Один из сидевших небрежно развалился на сиденье. Ему могло быть лет пятьдесят пять. Лицо его носило печать умного, бывалого человека, с некоторой примесью католической мечтательности — общее выражение, иногда встречающееся на старинных портретах кардиналов и прелатов. Изящная развязность, тонкие белые руки, изысканный туалет дополняли это сходство с изображениями духовных особ итальянской школы.
Это был помощник статс‑секретаря, тайный советник фон Мейзенбуг, а рядом с ним сидел министерский советник фон Бигелебен — мужчина высокий. Сухопарый и чопорный, с цветом лица, обличавшим болезнь печени, и бюрократически‑сдержанным выражением. Его внешность представляла нечто среднее между профессором и правителем канцелярии. Он сидел прямо, держа в руке шляпу.
— Граф долго не едет, — проговорил нетерпеливо Мейзенбуг, барабаня тонкими пальцами по столу. Меня очень тревожит мысль, что он с собой привезет. Боюсь, снова сыграет с нами шутку и подобьет Его Величество к уступке.
— Не думаю, — отвечал Бигелебен спокойно и медленно, — Его Величество слишком проникся идеей восстановления прежнего значения Габсбургов в Германии, чтобы думать о потворстве берлинским претензиям. Он видел во Франкфурте вновь ожившие славные воспоминания империи и вместе с тем горько и глубоко почувствовал échec[26], подготовленный ему прусским противодействием, — он постоит на своем.
— Но граф Менсдорф выйдет в отставку, потому как не хочет брать на себя ответственности за последствия разрыва, — сказал Мейзенбуг.
— Но если он это сделает, — заметил Бигелебен с натянутой улыбкой, — то, может быть, король начнет действовать быстрее и решительнее?
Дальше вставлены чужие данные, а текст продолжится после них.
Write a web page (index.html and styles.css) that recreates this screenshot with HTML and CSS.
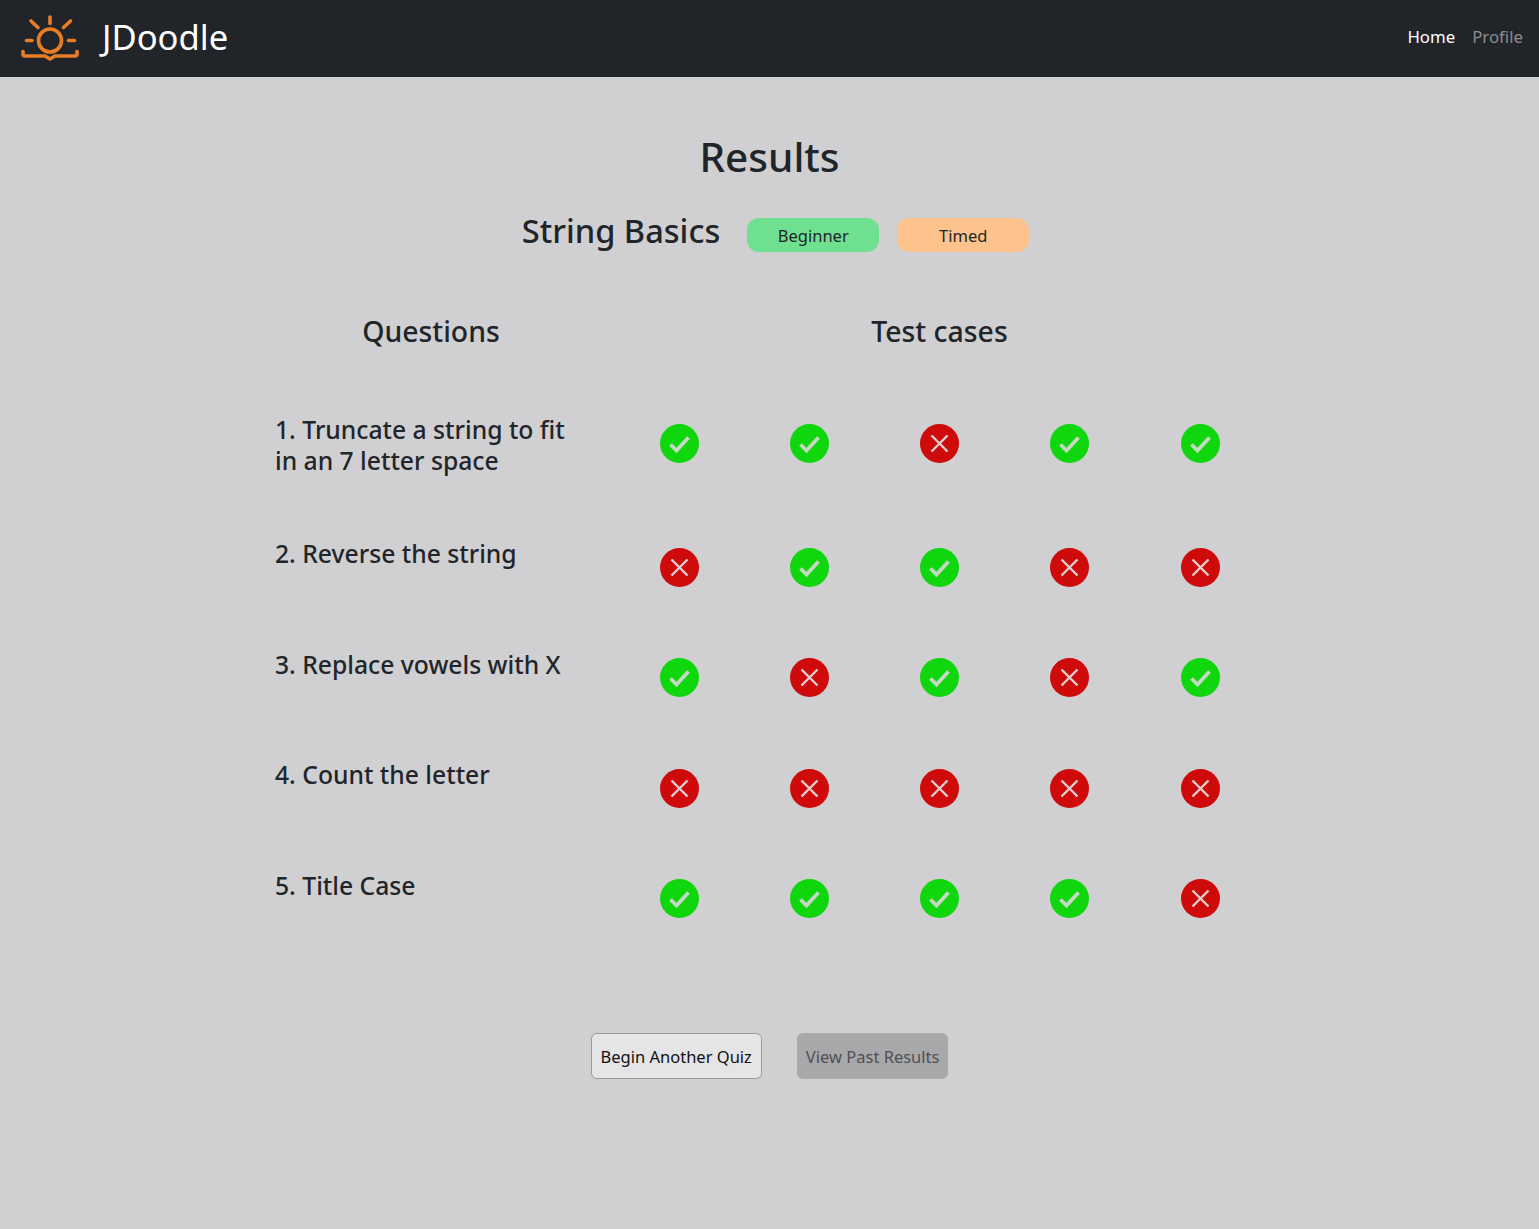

— Возможно, — отвечал Мейзенбуг, — но граф Менсдорф все‑таки натура податливая и нуждается в совете. Когда он найдет себе преемника, будут ли у нас нити в руках, так же как теперь?
— Я не думаю, чтобы мы стали лишними, — сказал Бигелебен. — Вы, ваше превосходительство, слишком твердо стоите на римском фундаменте, и вас трудно будет удалить, что же касается моей ничтожной личности — то есть ли у нас кто‑нибудь, кто так знал и умел обделывать немецкие дела? Гагерн?